Another thread of evaluation was on whether the bugs that do exist in the final code was introduced by the human or suggested by the LLM Model. It was noted that the rate at which vulnerabilities are introduced by the LLM model is very similar to the rate at which humans introduce insecure vulnerable code.

Discussion

  • The paper in general sheds a positive light on the whole domain of LLM based code suggestion models and shows that it actually benefits the user in terms of both functionality and security.

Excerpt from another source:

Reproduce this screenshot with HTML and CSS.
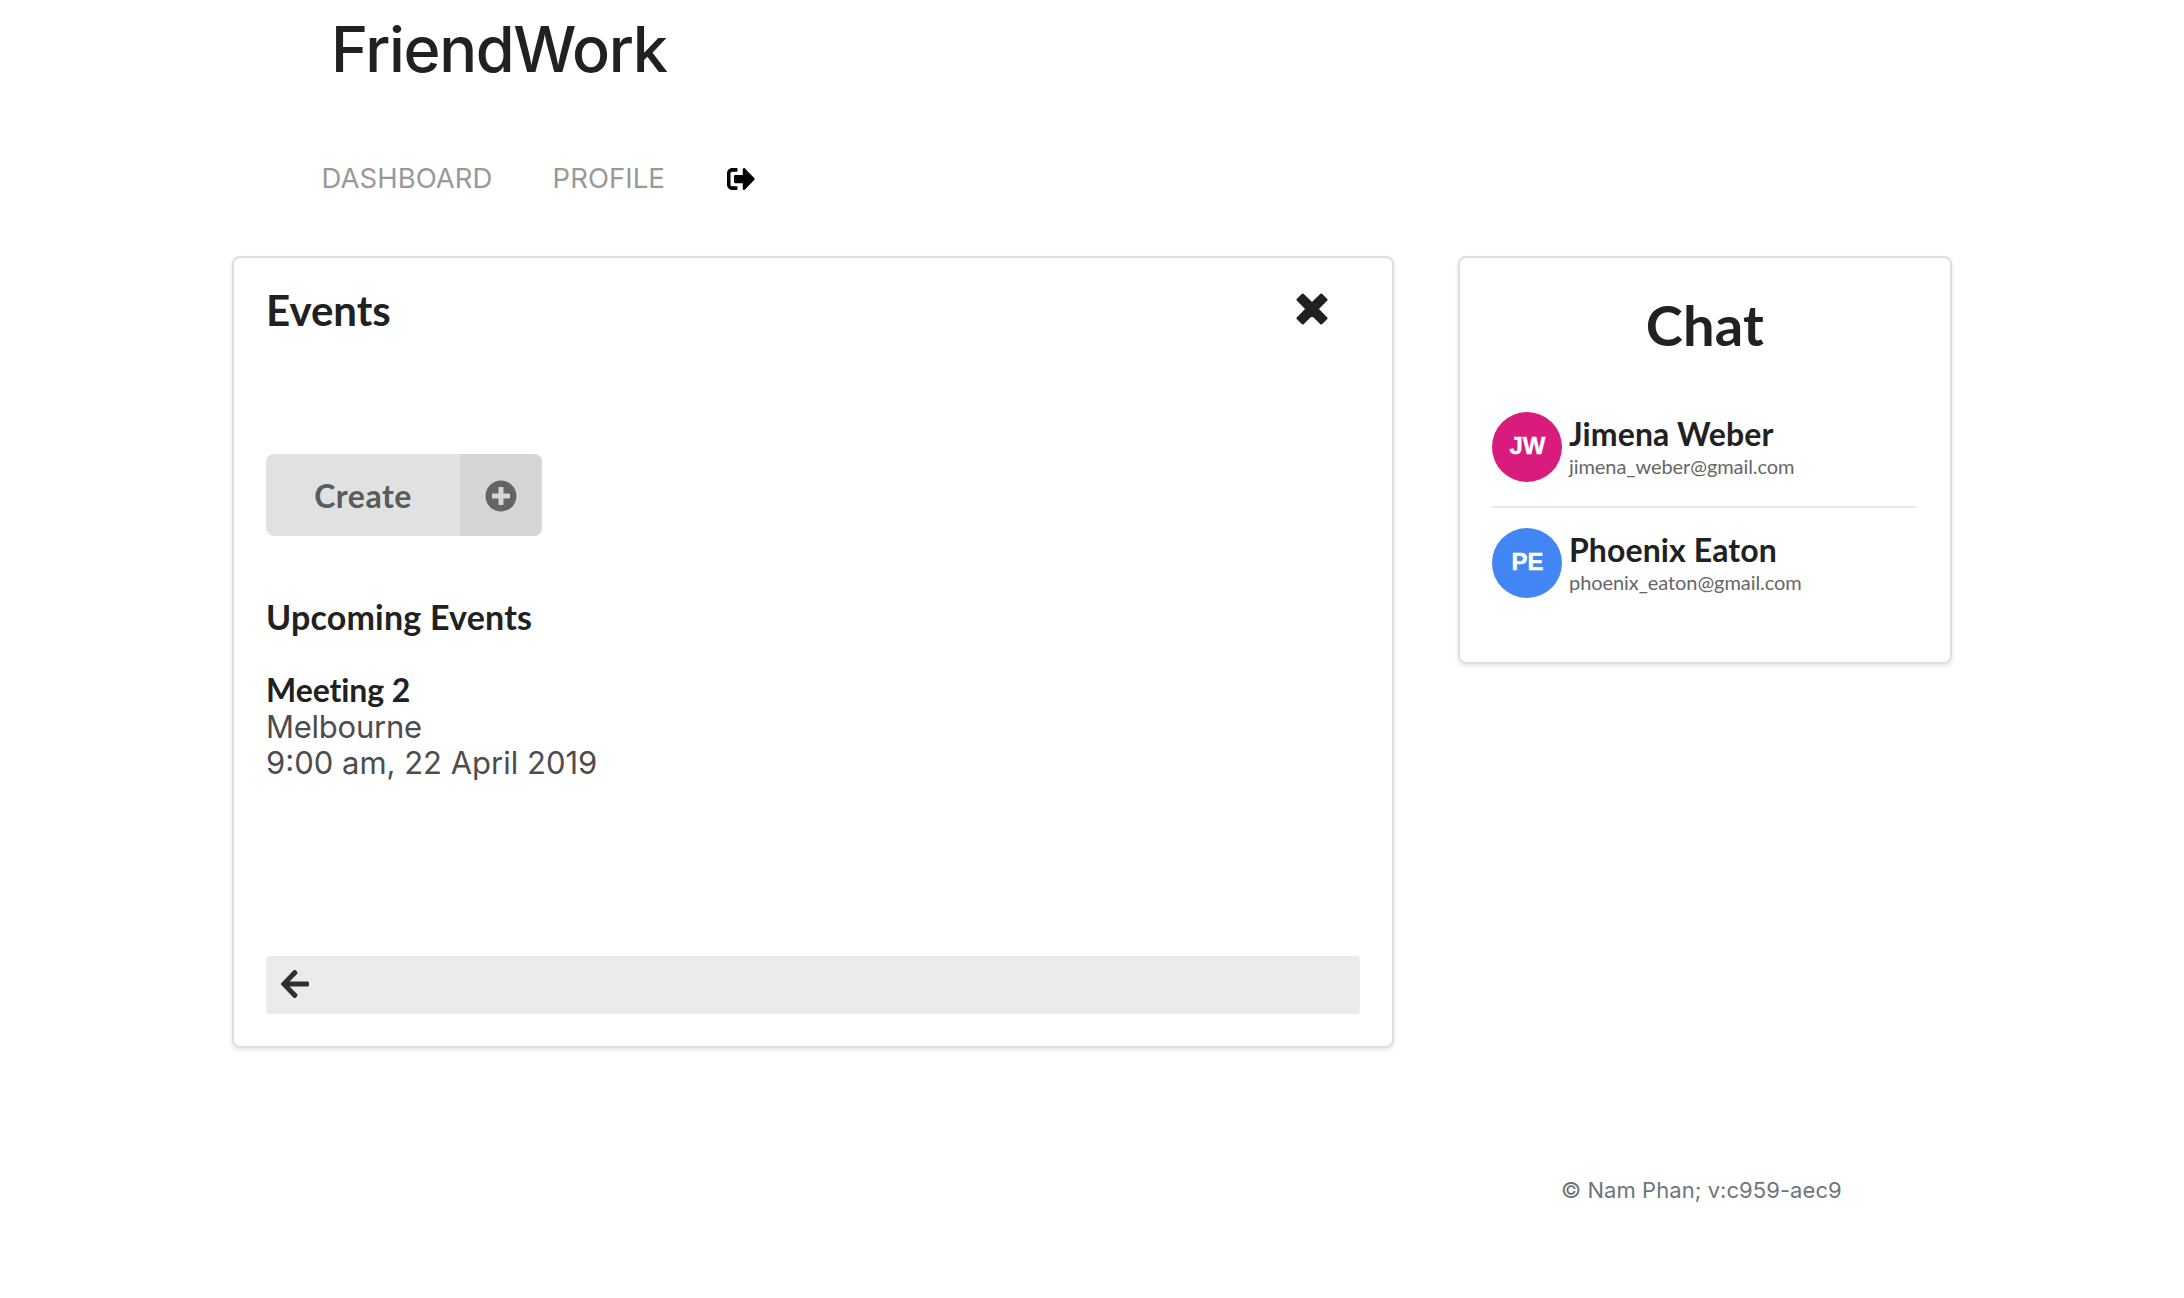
FILE: index.html
```html
<!DOCTYPE html>
<html lang="en">
<head>
<meta charset="utf-8">
<title>FriendWork</title>
<link rel="stylesheet" href="styles.css">
</head>
<body>
<header class="header">
  <h1 class="brand">FriendWork</h1>
  <nav class="nav">
    <a class="nav-link">DASHBOARD</a>
    <a class="nav-link">PROFILE</a>
    <a class="nav-logout" aria-label="Log out">
      <svg width="28" height="22" viewBox="0 64 512 384" preserveAspectRatio="none"><path d="M497 273L329 441c-15 15-41 4.500-41-17v-96H152c-13.300 0-24-10.700-24-24v-96c0-13.300 10.700-24 24-24h136V88c0-21.400 25.900-32 41-17l168 168c9.300 9.400 9.300 24.600 0 34zM192 436v-40c0-6.600-5.400-12-12-12H96c-17.700 0-32-14.300-32-32V160c0-17.700 14.300-32 32-32h84c6.600 0 12-5.400 12-12V76c0-6.600-5.400-12-12-12H96c-53 0-96 43-96 96v192c0 53 43 96 96 96h84c6.600 0 12-5.400 12-12z"/></svg>
    </a>
  </nav>
</header>
<main class="layout">
  <section class="card events">
    <div class="events-head">
      <h2 class="events-title">Events</h2>
      <svg class="close" width="32" height="32" viewBox="-16 -16 32 32"><path d="M-9.200 -14L0 -4.900 9.200 -14 14 -9.200 4.900 0 14 9.200 9.200 14 0 4.900 -9.200 14 -14 9.200 -4.900 0 -14 -9.200z"/></svg>
    </div>
    <button class="create" type="button">
      <span class="create-label">Create</span>
      <span class="create-icon"><svg width="32" height="32" viewBox="0 0 512 512"><path d="M256 8C119 8 8 119 8 256s111 248 248 248 248-111 248-248S393 8 256 8zm144 276c0 6.600-5.400 12-12 12h-92v92c0 6.600-5.400 12-12 12h-56c-6.600 0-12-5.400-12-12v-92h-92c-6.600 0-12-5.400-12-12v-56c0-6.600 5.400-12 12-12h92v-92c0-6.600 5.400-12 12-12h56c6.600 0 12 5.400 12 12v92h92c6.600 0 12 5.400 12 12v56z"/></svg></span>
    </button>
    <h3 class="upcoming">Upcoming Events</h3>
    <article class="event">
      <h4 class="event-name">Meeting 2</h4>
      <p class="event-line event-place">Melbourne</p>
      <p class="event-line">9:00 am, 22 April 2019</p>
    </article>
    <div class="back-bar">
      <svg class="back" width="28" height="28" viewBox="0 40 448 432" preserveAspectRatio="none"><path d="M257.500 445.100l-22.200 22.200c-9.400 9.400-24.600 9.400-33.900 0L7 273c-9.400-9.400-9.400-24.600 0-33.900L201.400 44.700c9.400-9.400 24.600-9.400 33.900 0l22.200 22.200c9.500 9.500 9.300 25-.4 34.300L136.600 216H424c13.300 0 24 10.700 24 24v32c0 13.300-10.700 24-24 24H136.600l120.500 114.800c9.800 9.300 10 24.800.4 34.300z"/></svg>
    </div>
  </section>
  <aside class="card chat">
    <h2 class="chat-title">Chat</h2>
    <ul class="contacts">
      <li class="contact">
        <span class="avatar avatar-pink">JW</span>
        <div class="contact-text">
          <div class="contact-name">Jimena Weber</div>
          <div class="contact-mail">jimena_weber@gmail.com</div>
        </div>
      </li>
      <li class="contact">
        <span class="avatar avatar-blue">PE</span>
        <div class="contact-text">
          <div class="contact-name">Phoenix Eaton</div>
          <div class="contact-mail">phoenix_eaton@gmail.com</div>
        </div>
      </li>
    </ul>
  </aside>
</main>
<footer class="footer">© Nam Phan; v:c959-aec9</footer>
</body>
</html>
```
FILE: styles.css
```css
* { box-sizing: border-box; }
body { margin: 0; background: #fff; color: #212121; font-family: Lato, sans-serif; }
h1, h2, h3, h4, p, ul { margin: 0; padding: 0; }
svg { display: block; fill: currentColor; }

.header { height: 256px; padding: 13px 0 0 331px; font-family: Inter, sans-serif; }
.brand { font-size: 63px; font-weight: 450; line-height: 72px; letter-spacing: -1.35px; }
.nav { display: flex; align-items: center; height: 40px; margin: 73px 0 0 -9.500px; }
.nav-link { color: #999; font-size: 27.5px; line-height: 40px; letter-spacing: .05px; margin-right: 60px; }
.nav-link + .nav-link { margin-right: 62px; }
.nav-logout { padding-top: 2px; color: #000; }

.layout { display: flex; align-items: flex-start; gap: 64px; padding-left: 232px; }
.card { padding: 32px; border: 2px solid #dededf; border-radius: 8px; box-shadow: 0 2px 4px rgba(34, 36, 38, .12); }
.events { display: flex; flex-direction: column; width: 1162px; height: 792px; }
.events-head { display: flex; justify-content: space-between; height: 164px; padding-right: 32px; }
.events-title { font-size: 42px; line-height: 41px; }
.close { margin-top: 2.5px; stroke: currentColor; stroke-width: 3; stroke-linejoin: round; }
.create { display: flex; width: 276px; height: 82px; padding: 0; border: 0; border-radius: 8px; overflow: hidden; background: #e0e1e2; color: #5a5b5b; font: 700 32px/84px Lato, sans-serif; letter-spacing: .5px; }
.create-label { width: 194px; text-align: center; }
.create-icon { display: flex; align-items: center; justify-content: center; width: 82px; height: 82px; padding-top: 2px; background: #d5d6d7; color: #636564; }
.upcoming { margin-top: 59px; font-size: 34px; line-height: 44px; letter-spacing: .2px; }
.event { margin-top: 33px; line-height: 36px; }
.event-name { font-size: 32px; letter-spacing: -.1px; }
.event-line { color: #4d4d4d; font-family: Inter, sans-serif; font-size: 31px; position: relative; top: 1px; }
.event-place { letter-spacing: -.25px; }
.back-bar { display: flex; align-items: center; height: 58px; margin-top: auto; padding: 0 0 2px 15px; border-radius: 4px; background: #ebebeb; color: #2f2f2f; }

.chat { width: 494px; height: 408px; }
.chat-title { margin-top: -1px; font-size: 56px; line-height: 72px; letter-spacing: .2px; text-align: center; }
.contacts { width: 424px; margin-top: 51px; list-style: none; }
.contact { display: flex; height: 94px; gap: 7px; }
.contact + .contact { height: 92px; padding-top: 20px; border-top: 2px solid #e9e9ea; }
.contact-text { padding-top: 2px; }
.avatar { width: 70px; height: 70px; padding-left: 1px; border-radius: 50%; color: #fff; font: 700 24px/68px "Liberation Sans", sans-serif; -webkit-text-stroke: .4px #fff; text-align: center; }
.avatar-pink { background: #d81b7d; }
.avatar-blue { background: #4285f4; }
.contact-name { font-size: 32px; font-weight: 700; line-height: 40px; letter-spacing: .1px; }
.contact-mail { color: #666; font-size: 20px; line-height: 24px; letter-spacing: -.07px; }

.footer { margin: 122px 0 0 1561px; color: #6c757d; font: 22px/40px Inter, sans-serif; letter-spacing: .06px; }
```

  • Another point that was emphasized and discussed right from the beginning of the presentation is that there is no actual measure for an acceptable number of bugs. Furthermore, having zero bugs is not really the priority or the goal of the paper as this is impractical. The goal of the paper is for the LLM models to be compared against the existing technologies and tools in this domain to ensure that it doesn’t do more harm and improves productivity and/or security. If the model generates lesser bugs than humans then it can be considered as a valuable addition. This is the same philosophy followed in fields like autonomous vehicle were the goal is not to have zero accidents but to have lesser accidents than humans.
  • Another question is whether an increase in efficiency and productivity would justify a slight increase in the number of bugs/vulnerabilities? Even if it might justify, the issue there would be to find out the right balance between the both and setting the correct thresholds to achieve this.
  • The paper uses bugs per Lines of Code as the metric but it is not really the ideal metric as lines of code doesn’t necessarily translate to complexity. Moreover it was observed that Assisted coding produced more lines of code than the control group which would immediately indicate a drop in the bugs per Lines of Code even though both programs were achieving the same goal. A different metric would be needed to determine the density of bugs in a program.
  • Bugs and vulnerabilities were used interchangeably in the presentation and hence the difference between these terms were discussed. Bugs are faults that causes the program to function in ways that was not expected or intended. Vulnerabilities on the other hand are bugs that can be exploited specifically with malicious intentions.
  • Another interesting terminology was Trusted codebase. Every code that is built by a programmer is on top of certain assumptions, specifically on certain programs to function properly without the need of consideration from the programmer. For example, trusting that the operating system, the libraries you use, etc is going to function the way it is intended to perform.
  • The methodology for this paper is observably different from the ones that were presented in class in the beginning. This is mainly because humans are involved in the research study, with the field being dependent on the prompts and comments provided to the models. In general, research in the field of LLM would involve humans which is unlike most other fields in Computer Science (except for fields like Human Interaction Research).
  • Adding on to the point above, it can also be seen that the narrative around LLM models are changing with the initial opinion being negative whereas nowadays it is being shown in a more positive light. This can be again attributed to the human involvement in the field, with humans getting progressively better at using LLM models in a more productive way and achieve better results.
  • Another point of discussion was fuzzers and their place in security testing. Fuzzing is where input is randomized (based on certain guidelines and strategies) and fed through the inputs to a program. This can be in the form of command line arguments, file reads, etc. However there can also be implicit inputs that a program’s function depends on such as the environment the program is in, the operating system, etc. In the field of autonomous programs like malware it is this kind of fuzzing that becomes more important where the versions of operating system, the system language, region etc are the implicit inputs that are fuzzed.